== Raw data ==

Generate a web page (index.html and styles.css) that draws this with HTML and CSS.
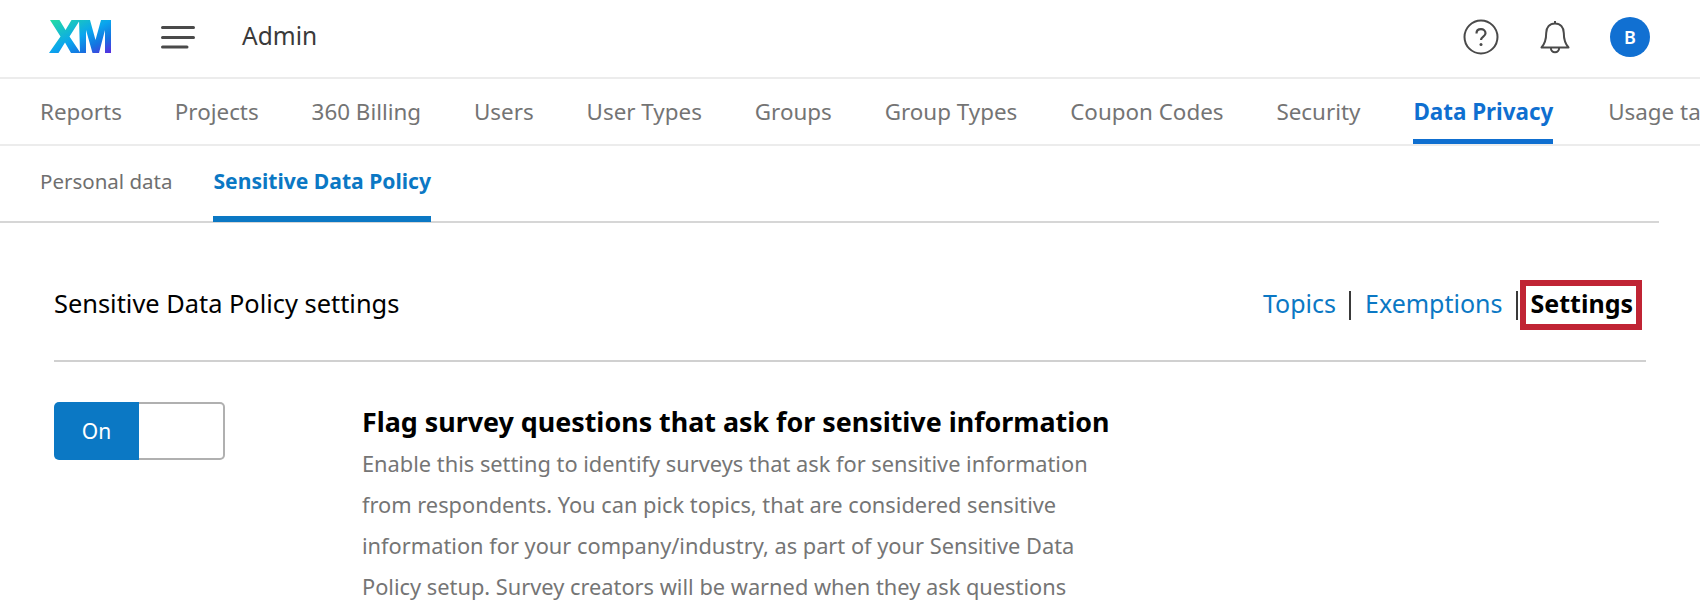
FILE: index.html
```html
<!DOCTYPE html>
<html lang="en">
<head>
<meta charset="utf-8">
<title>Admin</title>
<link rel="stylesheet" href="styles.css">
</head>
<body>
<header class="topbar">
  <div class="brand">
    <svg class="logo" width="62" height="33" viewBox="0 0 62 33" aria-label="XM">
      <defs>
        <linearGradient id="xm" x1="0" y1="0" x2="1" y2="1">
          <stop offset="0" stop-color="#25dea0"/>
          <stop offset="0.5" stop-color="#0aa5ee"/>
          <stop offset="0.75" stop-color="#1573e0"/>
          <stop offset="1" stop-color="#5a2ae0"/>
        </linearGradient>
      </defs>
      <path fill="url(#xm)" d="M1 0H10.500L16.500 10L22.500 0H31L20.500 16.500L31.500 33H22L16 22.500L9.500 33H0L11.500 16.500ZM30 0H41L46.500 20L52 0H62V33H56V10L50 33H43.500L37 10V33H31Z"/>
    </svg>
    <svg class="menu" width="34" height="24" viewBox="0 0 34 24">
      <path d="M1.500 2.500h31M1.500 12.500h31M1.500 22h24.500" stroke="#4a4a4a" stroke-width="3" stroke-linecap="round" fill="none"/>
    </svg>
    <span class="app-title">Admin</span>
  </div>
  <div class="actions">
    <svg class="help" width="36" height="36" viewBox="0 0 36 36">
      <circle cx="18" cy="18" r="16.500" stroke="#4a4a4a" stroke-width="2" fill="none"/>
      <path d="M13.500 14.500c0-2.700 2-4.300 4.500-4.300s4.500 1.600 4.500 4c0 3.300-4.500 3.400-4.500 6.800" stroke="#4a4a4a" stroke-width="2.200" fill="none"/>
      <circle cx="18" cy="25.500" r="1.500" fill="#4a4a4a"/>
    </svg>
    <svg class="bell" width="30" height="36" viewBox="0 0 30 36">
      <path d="M15 2v2.500M15 4.500c-5.500 0-8.800 4-8.800 9.500 0 7-2 11.500-4.700 14.500h27c-2.700-3-4.700-7.500-4.700-14.500 0-5.500-3.300-9.500-8.800-9.500zM10.800 28.500c0 3 1.900 4.800 4.200 4.800s4.200-1.800 4.200-4.800" stroke="#4a4a4a" stroke-width="2" stroke-linejoin="round" fill="none"/>
    </svg>
    <span class="avatar">B</span>
  </div>
</header>

<nav class="tabs">
  <a class="tab">Reports</a>
  <a class="tab">Projects</a>
  <a class="tab">360 Billing</a>
  <a class="tab">Users</a>
  <a class="tab">User Types</a>
  <a class="tab">Groups</a>
  <a class="tab">Group Types</a>
  <a class="tab">Coupon Codes</a>
  <a class="tab">Security</a>
  <a class="tab tab-active">Data Privacy</a>
  <a class="tab">Usage ta</a>
</nav>

<nav class="subtabs">
  <a class="subtab">Personal data</a>
  <a class="subtab subtab-active">Sensitive Data Policy</a>
</nav>

<main class="content">
  <div class="section-head">
    <h1 class="section-title">Sensitive Data Policy settings</h1>
    <div class="links">
      <a class="link">Topics</a>
      <span class="sep"></span>
      <a class="link">Exemptions</a>
      <span class="sep sep-tight"></span>
      <a class="link-current">Settings</a>
    </div>
  </div>
  <div class="setting">
    <div class="toggle"><span class="toggle-on">On</span><span class="toggle-off"></span></div>
    <div class="setting-text">
      <h2 class="setting-title">Flag survey questions that ask for sensitive information</h2>
      <p class="setting-desc">Enable this setting to identify surveys that ask for sensitive information from respondents. You can pick topics, that are considered sensitive information for your company/industry, as part of your Sensitive Data Policy setup. Survey creators will be warned when they ask questions</p>
    </div>
  </div>
</main>
</body>
</html>
```
FILE: styles.css
```css
* { box-sizing: border-box; }
html, body { margin: 0; height: 600px; overflow: hidden; background: #fff; }
body { font-family: "Noto Sans", "Open Sans", sans-serif; color: #000; }

.topbar {
  height: 79px;
  display: flex;
  align-items: center;
  justify-content: space-between;
  padding: 0 50px 4px 49px;
  border-bottom: 2px solid #ececec;
}
.brand { display: flex; align-items: center; }
.logo { margin-right: 50px; }
.menu { margin-right: 47px; }
.app-title { font-size: 24.500px; color: #3a3a3a; line-height: 34px; margin-top: -2px; }
.actions { display: flex; align-items: center; }
.help { margin-right: 41px; }
.bell { margin-right: 40px; }
.avatar {
  width: 40px; height: 40px; border-radius: 50%;
  background: #1170d2; color: #fff;
  display: flex; align-items: center; justify-content: center;
  font-size: 18px; font-weight: 600;
}

.tabs {
  height: 67px;
  display: flex;
  gap: 52.900px;
  padding-left: 40px;
  border-bottom: 2px solid #ececec;
  overflow: hidden;
  white-space: nowrap;
}
.tab {
  font-size: 22.400px;
  line-height: 66px;
  color: #747474;
  flex: none;
  height: 65px;
}
.tab-active {
  color: #0f6fd0;
  font-weight: 700;
  border-bottom: 5px solid #0f6fd0;
  margin-right: 2px;
}

.subtabs {
  height: 77px;
  display: flex;
  gap: 41px;
  padding-left: 40px;
  border-bottom: 2px solid #d6d6d6;
  margin-right: 41px;
}
.subtab { font-size: 20.500px; line-height: 70px; color: #6f6f6f; height: 76px; }
.subtab-active {
  font-size: 21.100px;
  color: #0b78c4;
  font-weight: 700;
  border-bottom: 6px solid #0b78c4;
}

.content { padding: 0 54px; }
.section-head {
  height: 139px;
  padding-top: 27px;
  display: flex;
  align-items: center;
  justify-content: space-between;
  border-bottom: 2px solid #d0d0d0;
}
.section-title { margin: -4px 0 0; font-size: 25.400px; font-weight: 400; line-height: 36px; }
.links { display: flex; align-items: center; margin-right: 4px; }
.link { font-size: 25px; line-height: 36px; color: #0b78c4; margin-top: -4px; }
.sep { width: 2px; height: 29px; margin: 0 14px 0 13px; background: #3a3a3a; }
.sep-tight { margin: 0 2px 0 13px; }
.link-current {
  font-size: 25px; font-weight: 700;
  border: 6px solid #c02434;
  padding: 0 3px 0 5px;
  height: 50px;
  line-height: 34px;
}

.setting { display: flex; padding-top: 40px; }
.toggle {
  width: 171px; height: 58px; flex: none;
  display: flex;
  margin-right: 137px;
}
.toggle-on {
  width: 85px;
  background: #0b78c4; color: #fff;
  font-size: 21px;
  border-radius: 5px 0 0 5px;
  display: flex; align-items: center; justify-content: center;
}
.toggle-off {
  flex: 1;
  border: 2px solid #b0b0b0;
  border-left: none;
  border-radius: 0 5px 5px 0;
}
.setting-text { width: 760px; }
.setting-title { margin: 0 0 2px; font-size: 26.850px; font-weight: 700; line-height: 39px; }
.setting-desc { margin: 0; font-size: 21.800px; line-height: 41px; color: #757575; }
```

===

# Direction
Omit every picture, then reproduce the rest of the listing exactly.

# Task solution
Generate a web page (index.html and styles.css) that draws this with HTML and CSS.
FILE: index.html
```html
<!DOCTYPE html>
<html lang="en">
<head>
<meta charset="utf-8">
<title>Admin</title>
<link rel="stylesheet" href="styles.css">
</head>
<body>
<header class="topbar">
  <div class="brand">
    <svg class="logo" width="62" height="33" viewBox="0 0 62 33" aria-label="XM">
      <defs>
        <linearGradient id="xm" x1="0" y1="0" x2="1" y2="1">
          <stop offset="0" stop-color="#25dea0"/>
          <stop offset="0.5" stop-color="#0aa5ee"/>
          <stop offset="0.75" stop-color="#1573e0"/>
          <stop offset="1" stop-color="#5a2ae0"/>
        </linearGradient>
      </defs>
      <path fill="url(#xm)" d="M1 0H10.500L16.500 10L22.500 0H31L20.500 16.500L31.500 33H22L16 22.500L9.500 33H0L11.500 16.500ZM30 0H41L46.500 20L52 0H62V33H56V10L50 33H43.500L37 10V33H31Z"/>
    </svg>
    <svg class="menu" width="34" height="24" viewBox="0 0 34 24">
      <path d="M1.500 2.500h31M1.500 12.500h31M1.500 22h24.500" stroke="#4a4a4a" stroke-width="3" stroke-linecap="round" fill="none"/>
    </svg>
    <span class="app-title">Admin</span>
  </div>
  <div class="actions">
    <svg class="help" width="36" height="36" viewBox="0 0 36 36">
      <circle cx="18" cy="18" r="16.500" stroke="#4a4a4a" stroke-width="2" fill="none"/>
      <path d="M13.500 14.500c0-2.700 2-4.300 4.500-4.300s4.500 1.600 4.500 4c0 3.300-4.500 3.400-4.500 6.800" stroke="#4a4a4a" stroke-width="2.200" fill="none"/>
      <circle cx="18" cy="25.500" r="1.500" fill="#4a4a4a"/>
    </svg>
    <svg class="bell" width="30" height="36" viewBox="0 0 30 36">
      <path d="M15 2v2.500M15 4.500c-5.500 0-8.800 4-8.800 9.500 0 7-2 11.500-4.700 14.500h27c-2.700-3-4.700-7.500-4.700-14.500 0-5.500-3.300-9.500-8.800-9.500zM10.800 28.500c0 3 1.900 4.800 4.200 4.800s4.200-1.800 4.200-4.800" stroke="#4a4a4a" stroke-width="2" stroke-linejoin="round" fill="none"/>
    </svg>
    <span class="avatar">B</span>
  </div>
</header>

<nav class="tabs">
  <a class="tab">Reports</a>
  <a class="tab">Projects</a>
  <a class="tab">360 Billing</a>
  <a class="tab">Users</a>
  <a class="tab">User Types</a>
  <a class="tab">Groups</a>
  <a class="tab">Group Types</a>
  <a class="tab">Coupon Codes</a>
  <a class="tab">Security</a>
  <a class="tab tab-active">Data Privacy</a>
  <a class="tab">Usage ta</a>
</nav>

<nav class="subtabs">
  <a class="subtab">Personal data</a>
  <a class="subtab subtab-active">Sensitive Data Policy</a>
</nav>

<main class="content">
  <div class="section-head">
    <h1 class="section-title">Sensitive Data Policy settings</h1>
    <div class="links">
      <a class="link">Topics</a>
      <span class="sep"></span>
      <a class="link">Exemptions</a>
      <span class="sep sep-tight"></span>
      <a class="link-current">Settings</a>
    </div>
  </div>
  <div class="setting">
    <div class="toggle"><span class="toggle-on">On</span><span class="toggle-off"></span></div>
    <div class="setting-text">
      <h2 class="setting-title">Flag survey questions that ask for sensitive information</h2>
      <p class="setting-desc">Enable this setting to identify surveys that ask for sensitive information from respondents. You can pick topics, that are considered sensitive information for your company/industry, as part of your Sensitive Data Policy setup. Survey creators will be warned when they ask questions</p>
    </div>
  </div>
</main>
</body>
</html>
```
FILE: styles.css
```css
* { box-sizing: border-box; }
html, body { margin: 0; height: 600px; overflow: hidden; background: #fff; }
body { font-family: "Noto Sans", "Open Sans", sans-serif; color: #000; }

.topbar {
  height: 79px;
  display: flex;
  align-items: center;
  justify-content: space-between;
  padding: 0 50px 4px 49px;
  border-bottom: 2px solid #ececec;
}
.brand { display: flex; align-items: center; }
.logo { margin-right: 50px; }
.menu { margin-right: 47px; }
.app-title { font-size: 24.500px; color: #3a3a3a; line-height: 34px; margin-top: -2px; }
.actions { display: flex; align-items: center; }
.help { margin-right: 41px; }
.bell { margin-right: 40px; }
.avatar {
  width: 40px; height: 40px; border-radius: 50%;
  background: #1170d2; color: #fff;
  display: flex; align-items: center; justify-content: center;
  font-size: 18px; font-weight: 600;
}

.tabs {
  height: 67px;
  display: flex;
  gap: 52.900px;
  padding-left: 40px;
  border-bottom: 2px solid #ececec;
  overflow: hidden;
  white-space: nowrap;
}
.tab {
  font-size: 22.400px;
  line-height: 66px;
  color: #747474;
  flex: none;
  height: 65px;
}
.tab-active {
  color: #0f6fd0;
  font-weight: 700;
  border-bottom: 5px solid #0f6fd0;
  margin-right: 2px;
}

.subtabs {
  height: 77px;
  display: flex;
  gap: 41px;
  padding-left: 40px;
  border-bottom: 2px solid #d6d6d6;
  margin-right: 41px;
}
.subtab { font-size: 20.500px; line-height: 70px; color: #6f6f6f; height: 76px; }
.subtab-active {
  font-size: 21.100px;
  color: #0b78c4;
  font-weight: 700;
  border-bottom: 6px solid #0b78c4;
}

.content { padding: 0 54px; }
.section-head {
  height: 139px;
  padding-top: 27px;
  display: flex;
  align-items: center;
  justify-content: space-between;
  border-bottom: 2px solid #d0d0d0;
}
.section-title { margin: -4px 0 0; font-size: 25.400px; font-weight: 400; line-height: 36px; }
.links { display: flex; align-items: center; margin-right: 4px; }
.link { font-size: 25px; line-height: 36px; color: #0b78c4; margin-top: -4px; }
.sep { width: 2px; height: 29px; margin: 0 14px 0 13px; background: #3a3a3a; }
.sep-tight { margin: 0 2px 0 13px; }
.link-current {
  font-size: 25px; font-weight: 700;
  border: 6px solid #c02434;
  padding: 0 3px 0 5px;
  height: 50px;
  line-height: 34px;
}

.setting { display: flex; padding-top: 40px; }
.toggle {
  width: 171px; height: 58px; flex: none;
  display: flex;
  margin-right: 137px;
}
.toggle-on {
  width: 85px;
  background: #0b78c4; color: #fff;
  font-size: 21px;
  border-radius: 5px 0 0 5px;
  display: flex; align-items: center; justify-content: center;
}
.toggle-off {
  flex: 1;
  border: 2px solid #b0b0b0;
  border-left: none;
  border-radius: 0 5px 5px 0;
}
.setting-text { width: 760px; }
.setting-title { margin: 0 0 2px; font-size: 26.850px; font-weight: 700; line-height: 39px; }
.setting-desc { margin: 0; font-size: 21.800px; line-height: 41px; color: #757575; }
```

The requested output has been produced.